The definition of secularism, thus, became very flexible and a synonym for opportunism. Lok Janshakti Party chief Ram Vilas Paswan’s return to the NDA fold after exiting from it post-Gujarat violence, and Nitish Kumar’s exit from the NDA owing to personal ambitious after remaining loyal to the alliance for 11 years after the 2002 violence, only reinforced the hollowness of the highly abused political term.
In Modi, the majority community saw a man who did not divide communities but spoke for all Indians. He did not address any particular community. He did not sport the religious symbols of any particular community just to please others. He appeared to believe in substance than symbolism. Thus, the 2014 mandate was an outright rejection of the concept of secularism advocated by the Left and the Left-of-Centre political parties.
Whether it is drawing curtains on the capital’s Iftar circuit or calling for the enactment of an anti-conversion law, the Modi Government has shown that it is as committed to the party’s core ideology as it is to development. Some tokenism on the part of the BJP Government could have won it a couple of seats in Kashmir, but it was ideology alone which got it mass support in Jammu and catapulted it into a position of either becoming the king or the kingmaker.
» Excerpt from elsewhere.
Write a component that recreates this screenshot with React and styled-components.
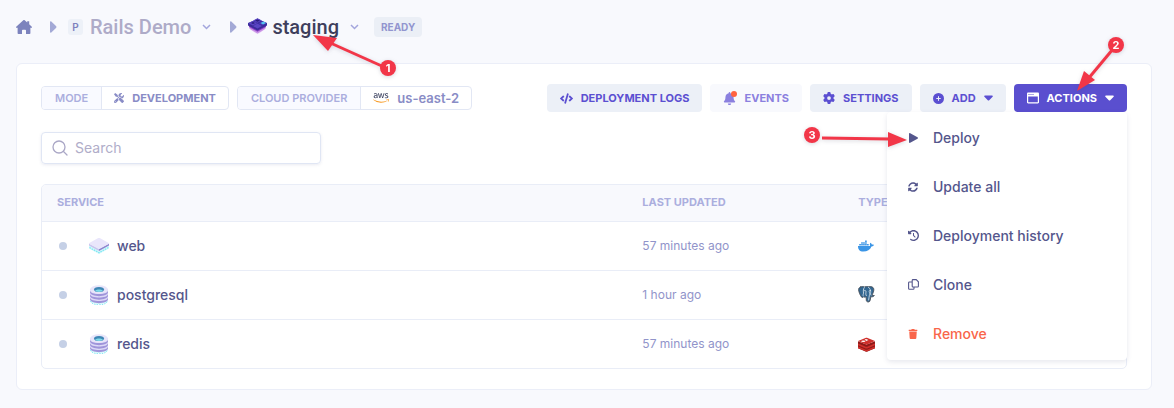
import React from "react";
import styled, { createGlobalStyle, css } from "styled-components";
import { FaAws, FaBell, FaCode, FaDocker, FaSyncAlt, FaTools, FaTrash } from "react-icons/fa";
import { FaCirclePlus, FaClockRotateLeft, FaGear } from "react-icons/fa6";

const GlobalStyle = createGlobalStyle`
  * { box-sizing: border-box; }
  body {
    margin: 0;
    min-height: 100vh;
    background: #f8f9fd;
    font-family: Inter, "Liberation Sans", sans-serif;
    font-size: 14px;
    line-height: 20px;
    color: #54568c;
  }
  button, input { font: inherit; margin: 0; }
`;

const Page = styled.main`
  padding: 12px 22px 18px 16px;
`;

const Breadcrumb = styled.nav`
  display: flex;
  align-items: center;
  height: 30px;
`;

const HomeLink = styled.a`
  display: flex;
  color: #7c83bd;
  margin-right: 17px;
  svg { display: block; }
`;

const Separator = styled.svg`
  display: block;
  width: 8px;
  height: 12px;
  margin-right: 11px;
  fill: #a3a9d6;
`;

const Initial = styled.span`
  display: grid;
  place-items: center;
  width: 15px;
  height: 16px;
  border-radius: 3px;
  background: #edf1f8;
  color: #7d81bd;
  font-size: 10px;
  line-height: 16px;
  font-weight: 600;
  margin-right: 7px;
`;

const Crumb = styled.a`
  font-family: Roboto, "Liberation Sans", sans-serif;
  font-size: 20px;
  line-height: 28px;
  font-weight: 500;
  text-decoration: none;
  color: ${(p) => (p.$current ? "#3e3f5c" : "#aeabc8")};
`;

const Environment = styled.div`
  display: flex;
  align-items: center;
  gap: 5px;
`;

const CrumbToggle = styled.button`
  display: flex;
  padding: 0;
  border: 0;
  background: none;
  margin: 0 ${(p) => p.$gap}px 0 11px;
  color: #a3a6dd;
`;

const Status = styled.span`
  padding: 0 7px;
  border-radius: 4px;
  background: #ebeff6;
  color: #9295cf;
  font-size: 10px;
  font-weight: 700;
  line-height: 20px;
`;

const Panel = styled.section`
  margin-top: 21px;
  padding: 20px 24px;
  border: 1px solid #ebeef8;
  border-radius: 6px;
  background: #fff;
`;

const Toolbar = styled.div`
  display: flex;
  align-items: center;
  justify-content: space-between;
`;

const Group = styled.div`
  display: flex;
  gap: 8px;
`;

const Tag = styled.div`
  display: flex;
  height: 24px;
  border: 1px solid #e2e7f4;
  border-radius: 4px;
  line-height: 22px;
  overflow: hidden;
`;

const TagLabel = styled.span`
  padding: 0 13px;
  background: #f9faff;
  border-right: 1px solid #e2e7f4;
  color: #abaede;
  font-size: 11px;
  font-weight: 600;
`;

const TagValue = styled.span`
  display: flex;
  align-items: center;
  gap: 8px;
  padding: 0 12px;
  color: #898cc6;
  font-size: ${(p) => (p.$large ? 13 : 11)}px;
  font-weight: ${(p) => (p.$large ? 600 : 700)};
`;

const AwsLogo = styled(FaAws)`
  path { fill: url(#aws-colors); }
`;

const buttonTone = {
  soft: css`background: #ecf0f7; color: #5b4fd1;`,
  faded: css`background: #f8f9fd; color: #8b80df;`,
  primary: css`background: #5a4fcf; color: #fff;`,
};

const Button = styled.button`
  display: flex;
  align-items: center;
  gap: 8px;
  height: 28px;
  padding: 0 13px;
  border: 0;
  border-radius: 4px;
  font-size: 11px;
  font-weight: 700;
  white-space: nowrap;
  ${(p) => buttonTone[p.$tone || "soft"]}
`;

const BellWrap = styled.span`
  display: flex;
  position: relative;
  &::after {
    content: "";
    position: absolute;
    top: -1px;
    right: -1px;
    width: 6px;
    height: 6px;
    border-radius: 50%;
    background: #ff6240;
  }
`;

const MenuAnchor = styled.div`
  position: relative;
`;

const Menu = styled.ul`
  position: absolute;
  z-index: 2;
  top: 100%;
  right: 0;
  width: 240px;
  margin: 0;
  padding: 1px 0 2px;
  list-style: none;
  background: #fff;
  border-radius: 4px;
  box-shadow: 0 2px 5px rgba(70, 75, 120, 0.13);
`;

const MenuItem = styled.button`
  display: flex;
  align-items: center;
  gap: 14px;
  width: 100%;
  height: 49px;
  padding: 0 20px;
  border: 0;
  background: none;
  font-weight: 500;
  text-align: left;
  color: ${(p) => (p.$danger ? "#f9654a" : "#54568c")};
`;

const MenuIcon = styled.span`
  display: grid;
  place-items: center;
  width: 12px;
`;

const SearchBox = styled.label`
  display: flex;
  align-items: center;
  gap: 6px;
  width: 280px;
  height: 32px;
  margin: 20px 0;
  padding: 0 10px;
  border: 1px solid #e0e6f4;
  border-radius: 4px;
  box-shadow: 0 1px 3px rgba(80, 90, 150, 0.12);
  color: #aaa7c6;
`;

const SearchInput = styled.input`
  flex: 1;
  min-width: 0;
  padding: 0;
  border: 0;
  outline: 0;
  background: none;
  color: #54568c;
  &::placeholder { color: #b0adc9; opacity: 1; }
`;

const TableFrame = styled.div`
  border: 1px solid #e9edf7;
  border-radius: 5px;
  overflow: hidden;
`;

const Table = styled.table`
  width: 100%;
  border-collapse: collapse;
  table-layout: fixed;
`;

const HeadCell = styled.th`
  width: ${(p) => p.$width || "auto"};
  height: 36px;
  padding: 0 15px 2px;
  background: #f8f9fd;
  color: #abaede;
  font-size: 11px;
  font-weight: 700;
  text-align: left;
`;

const Cell = styled.td`
  height: 49px;
  padding: 0 15px;
  border-top: 1px solid #e9edf7;
  font-size: ${(p) => (p.$muted ? 12 : 14)}px;
  font-weight: ${(p) => (p.$muted ? 400 : 500)};
  color: ${(p) => (p.$muted ? "#9194ca" : "#54568c")};
  svg { display: block; }
`;

const Service = styled.div`
  display: flex;
  align-items: center;
  gap: 8px;
`;

const Dot = styled.span`
  width: 8px;
  height: 8px;
  margin: 0 14px 0 2px;
  border-radius: 50%;
  background: #c5d0e6;
`;

const Annotations = styled.svg`
  position: absolute;
  z-index: 3;
  top: 0;
  left: ${(p) => (p.$fromRight ? "auto" : 0)};
  right: ${(p) => (p.$fromRight ? 0 : "auto")};
  pointer-events: none;
  filter: drop-shadow(0 1px 2px rgba(60, 60, 90, 0.2));
`;

const Arrow = ({ n, x, y, line, head }) => (
  <g fill="#f23648">
    <path d={line} stroke="#f23648" strokeWidth="3" />
    <path d={head} />
    <circle cx={x} cy={y} r="8" />
    <text x={x} y={y + 4} fill="#fff" fontSize="11" fontWeight="700" textAnchor="middle">{n}</text>
  </g>
);

const HomeIcon = () => (
  <svg width="16" height="16" viewBox="0 0 16 16" fill="currentColor">
    <path d="M7.300 1.300c.4-.4 1-.4 1.400 0l2.500 2.200V2.300h2v3l2.600 2.400c.5.500.2 1.100-.4 1.100h-1v5.500c0 .5-.3.800-.8.800H10v-3.600c0-.5-.3-.8-.8-.8H6.800c-.5 0-.8.300-.8.800v3.600H2.400c-.5 0-.8-.3-.8-.8V8.800h-1c-.6 0-.9-.6-.4-1.100z" />
  </svg>
);

const Chevron = () => (
  <svg width="9" height="6" viewBox="0 0 9 6" fill="none" stroke="currentColor" strokeWidth="1.5">
    <path d="M1 1l3.5 3.5L8 1" />
  </svg>
);

const Caret = () => (
  <svg width="9" height="6" viewBox="0 0 9 6" fill="currentColor">
    <path d="M1 .5h7c.8 0 1.100.8.6 1.300L5.200 5.200c-.4.4-1 .4-1.400 0L.4 1.800C-.1 1.300.200.5 1 .5z" />
  </svg>
);

const Triangle = () => (
  <path d="M1 1v10c0 .8.8 1 1.300.5l4.700-4.500c.6-.5.6-1.400 0-2L2.300.5C1.800 0 1 .2 1 1z" />
);

const PlayIcon = () => (
  <svg width="9" height="10" viewBox="0 0 9 10" fill="currentColor">
    <path d="M0 .8v8.400c0 .6.6 1 1.200.6l7.300-4.100c.6-.3.6-1.100 0-1.400L1.200.2C.6-.1 0 .2 0 .8z" />
  </svg>
);

const CopyIcon = () => (
  <svg width="11" height="11" viewBox="0 0 11 11" fill="none" stroke="currentColor" strokeWidth="1.100">
    <path d="M5 .6h3.200l2.200 2.200v4.400c0 .5-.3.800-.8.800H5c-.5 0-.8-.3-.8-.8V1.400c0-.5.3-.8.8-.8z" />
    <path d="M4 3H1.400c-.5 0-.8.3-.8.800v5.600c0 .5.300.8.800.8h3.800c.5 0 .8-.3.8-.8V8" />
  </svg>
);

const WindowIcon = () => (
  <svg width="12" height="12" viewBox="0 0 12 12">
    <path fill="currentColor" fillRule="evenodd" d="M1.200.5h9.600C11.500.5 12 1 12 1.700v8.600c0 .7-.5 1.200-1.200 1.200H1.200C.5 11.500 0 11 0 10.300V1.700C0 1 .5.5 1.200.5zM1.200 4.500v5.800h9.600V4.500z" />
    <path stroke="#5a4fcf" strokeDasharray="1 1" d="M1.500 2.500h5" />
  </svg>
);

const SearchIcon = () => (
  <svg width="17" height="17" viewBox="0 0 17 17" fill="none" stroke="currentColor" strokeWidth="1.300" strokeLinecap="round">
    <circle cx="7" cy="7" r="6" />
    <path d="M11.500 11.500l3.500 3.500" />
  </svg>
);

const EnvironmentIcon = () => (
  <svg width="19" height="18" viewBox="0 0 19 18">
    <path fill="#efd0f7" d="M2.500 10l7 6.500 7-6.500v1.500l-7 5-7-5z" />
    <path fill="#c993e6" d="M1.500 7.500h16v3.300l-8 5-8-5z" />
    <path fill="#8a3fc4" d="M1 7h17v2l-8.500 4.800L1 9z" />
    <path fill="#3b2b9b" d="M0 5l4.700-2L9.500.5l4.800 2.500L19 5v2.500L9.500 12.500 0 7.500z" />
    <path fill="#5945c4" d="M.3 5.200l4.500-2.200 4.400 2.200-4.400 2.400zM5 8l4.500-2.400L14 8l-4.500 2.500zM5.200 2.600L9.500.3l4.300 2.300-4.300 2.200z" />
    <path fill="#4a38b4" d="M10.200 5.200l4.200-2 4.400 2-4.400 2.300z" />
    <path fill="#55c4f2" d="M12.500 5l3-1.400L18 5l-3 1.500z" />
    <path fill="#2a1d7c" d="M7 2.500l2.500-1 2.500 1-2.500 1.200zM3 5l2-.9L7 5l-2 1z" />
  </svg>
);

const WebIcon = () => (
  <svg width="20" height="20" viewBox="0 0 20 20">
    <path fill="#d3f8fb" d="M0 9.500h20v3L10 18 0 12.500z" />
    <path fill="none" stroke="#7ee6f2" strokeWidth="1.200" strokeDasharray="1.500 1" d="M.5 11.500l9.500 5.200 9.500-5.200" />
    <path fill="#c9c4ee" d="M0 7.500L10 13v2L0 9.500z" />
    <path fill="#8f86cf" d="M20 7.500L10 13v2l10-5.500z" />
    <path fill="#e9e6fb" d="M.3 8c-.4-.3-.4-.8 0-1L8.800 2.300c.8-.4 1.600-.4 2.400 0L19.700 7c.4.200.4.700 0 1l-8.500 4.500c-.8.500-1.600.5-2.400 0z" />
  </svg>
);

const DatabaseIcon = () => (
  <svg width="20" height="20" viewBox="0 0 20 20">
    <path fill="#d3f8fb" d="M1 14.500c0 6 18 6 18 0z" />
    <path fill="none" stroke="#7ee6f2" strokeDasharray="1.500 1" d="M1.500 16c1 5 16 5 17 0" />
    {[11.5, 8, 4.5].map((y) => (
      <g key={y}>
        <path fill="#9f94da" d={`M1 ${y}v2.500c0 5.500 18 5.500 18 0V${y}z`} />
        <path fill="#dcd8f6" d={`M1 ${y}v1c0 4.800 18 4.800 18 0V${y}z`} />
      </g>
    ))}
    <ellipse cx="10" cy="4.500" rx="9" ry="4.300" fill="#e8e5fa" />
    <ellipse cx="10" cy="4.500" rx="5" ry="2.500" fill="#3f87b5" />
    <path fill="#7fdbe8" d="M6 5.800c2-1.700 6-1.700 8 0-2 1.500-6 1.500-8 0z" />
  </svg>
);

const PostgresIcon = () => (
  <svg width="17" height="17" viewBox="0 0 17 17" strokeLinecap="round" strokeLinejoin="round">
    <path fill="#336791" stroke="#464e58" strokeWidth=".9" d="M2.500 1C4 .3 5.500.5 6.500 1 8 .5 9 .5 10.200.8c1.500-.5 3.500-.4 4.800.7 1.800 1.800.2 5.500-1 7.500.7.5 1.500.5 2.300.5-.6 1.300-2.500 1.500-3.500 1.200-.4 1.300-.3 3.300-1 4.500-.8 1.200-3 1-3.400-.4-.3-1-.1-2.800-.3-4-1 .4-1.600.5-2.500 0-.6.8-1.500 1-2.100.2C2 9 .6 5.500.6 3.500.6 2.200 1.500 1.400 2.500 1z" />
    <path fill="none" stroke="#e6edf4" strokeWidth=".8" d="M6.300 1.500C5 3 5.400 5.500 5.500 7c0 1.300-1 2-.2 3M6 4.800c1-.6 2-.3 2 .8 0 1.400-.6 2.600.3 4M10.500 1.300c1.600 1.300 2.200 3 2.200 4.500 0 1-.5 2 .2 3.300M12.700 4.500c-1-.4-1.700 0-1.500 1 .2 1.200 1 2.300.2 3.800-.5 1.200-.3 3.200-.7 4.700" />
  </svg>
);

const RedisIcon = () => (
  <svg width="17" height="16" viewBox="0 0 16 15">
    <path fill="#8f1a18" d="M0 5l8 3 8-3v6.500l-7 3c-.7.300-1.300.3-2 0l-7-3z" />
    <path fill="none" stroke="#cf2f2b" strokeWidth="1.500" d="M0 7.800l7 2.900c.7.300 1.300.3 2 0l7-2.900M0 10.600l7 2.900c.7.300 1.300.3 2 0l7-2.900" />
    <path fill="#cf2f2b" d="M0 4.700l7-2.800c.7-.3 1.300-.3 2 0l7 2.800-7 3c-.7.300-1.300.3-2 0z" />
    <path fill="#fff" d="M6.500 2.800l1.200.3 1.400-.4-.4.8 1.200.4-1.500.2-.7.7-.5-.8-1.500-.2 1.200-.4z" />
    <ellipse cx="5" cy="4.800" rx="2" ry=".7" fill="#fff" />
  </svg>
);

const services = [
  { name: "web", updated: "57 minutes ago", icon: <WebIcon />, type: <FaDocker size={16} color="#3a95e6" /> },
  { name: "postgresql", updated: "1 hour ago", icon: <DatabaseIcon />, type: <PostgresIcon /> },
  { name: "redis", updated: "57 minutes ago", icon: <DatabaseIcon />, type: <RedisIcon /> },
];

const actions = [
  { label: "Deploy", icon: <PlayIcon /> },
  { label: "Update all", icon: <FaSyncAlt size={10} /> },
  { label: "Deployment history", icon: <FaClockRotateLeft size={11} /> },
  { label: "Clone", icon: <CopyIcon /> },
  { label: "Remove", icon: <FaTrash size={10} />, danger: true },
];

export default function App() {
  return (
    <>
      <GlobalStyle />
      <Page>
        <Breadcrumb aria-label="Breadcrumb">
          <HomeLink href="#home" aria-label="Home"><HomeIcon /></HomeLink>
          <Separator viewBox="0 0 8 12"><Triangle /></Separator>
          <Initial>P</Initial>
          <Crumb href="#project">Rails Demo</Crumb>
          <CrumbToggle $gap={18} aria-label="Switch project"><Chevron /></CrumbToggle>
          <Separator viewBox="0 0 8 12"><Triangle /></Separator>
          <Environment>
            <EnvironmentIcon />
            <Crumb href="#environment" $current>staging</Crumb>
          </Environment>
          <CrumbToggle $gap={15} aria-label="Switch environment"><Chevron /></CrumbToggle>
          <Status>READY</Status>
        </Breadcrumb>

        <Panel>
          <Toolbar>
            <Group>
              <Tag>
                <TagLabel>MODE</TagLabel>
                <TagValue><FaTools size={10} />DEVELOPMENT</TagValue>
              </Tag>
              <Tag>
                <TagLabel>CLOUD PROVIDER</TagLabel>
                <TagValue $large><AwsLogo size={16} />us-east-2</TagValue>
              </Tag>
            </Group>
            <Group>
              <Button><FaCode size={13} />DEPLOYMENT LOGS</Button>
              <Button $tone="faded"><BellWrap><FaBell size={13} /></BellWrap>EVENTS</Button>
              <Button><FaGear size={12} />SETTINGS</Button>
              <Button><FaCirclePlus size={11} />ADD<Caret /></Button>
              <MenuAnchor>
                <Button $tone="primary" aria-expanded="true"><WindowIcon />ACTIONS<Caret /></Button>
                <Menu>
                  {actions.map((a) => (
                    <li key={a.label}>
                      <MenuItem $danger={a.danger}><MenuIcon>{a.icon}</MenuIcon>{a.label}</MenuItem>
                    </li>
                  ))}
                </Menu>
              </MenuAnchor>
            </Group>
          </Toolbar>

          <SearchBox>
            <SearchIcon />
            <SearchInput type="search" placeholder="Search" aria-label="Search" />
          </SearchBox>

          <TableFrame>
            <Table>
              <thead>
                <tr>
                  <HeadCell $width="54%">SERVICE</HeadCell>
                  <HeadCell $width="216px">LAST UPDATED</HeadCell>
                  <HeadCell>TYPE</HeadCell>
                </tr>
              </thead>
              <tbody>
                {services.map((s) => (
                  <tr key={s.name}>
                    <Cell><Service><Dot />{s.icon}{s.name}</Service></Cell>
                    <Cell $muted>{s.updated}</Cell>
                    <Cell>{s.type}</Cell>
                  </tr>
                ))}
              </tbody>
            </Table>
          </TableFrame>
        </Panel>
      </Page>

      <Annotations width="420" height="90" aria-hidden="true">
        <defs>
          <linearGradient id="aws-colors" x1="0" y1="0" x2="0" y2="1">
            <stop offset="0.6" stopColor="#3c4260" />
            <stop offset="0.6" stopColor="#f7981f" />
          </linearGradient>
        </defs>
        <Arrow n="1" x={388} y={68} line="M384 67L326 41" head="M313 35l24 3-9 13z" />
      </Annotations>
      <Annotations $fromRight width="374" height="160" aria-hidden="true">
        <Arrow n="2" x={316} y={45} line="M313 49L288 79" head="M277 91l7-20 11 9z" />
        <Arrow n="3" x={12} y={135} line="M22 138l68 1" head="M107 140l-19 7v-15z" />
      </Annotations>
    </>
  );
}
In its latest discourse, the aforementioned section of the intelligentsia is seeking to project aberrations as ideology and development as divorced from political philosophy.
The Sangh parivar has been there when neither the BJP nor its earlier avatar, the Bharatiya Jan Sangh, existed. It has been advocating its ideology, doing its work across a wide spectrum and expanding its reach all through these years, irrespective of the party in power. It is ridiculous that just because a BJP Government is in power, the parivar is expected to bring to a halt all its activities, which in the first place facilitated the growth and success of an ideologically driven party. Politics is only a small part of the larger Sangh vision and mission to motivate an unorganised society to overcome its selfishness and work unitedly for the larger good of the country and the world.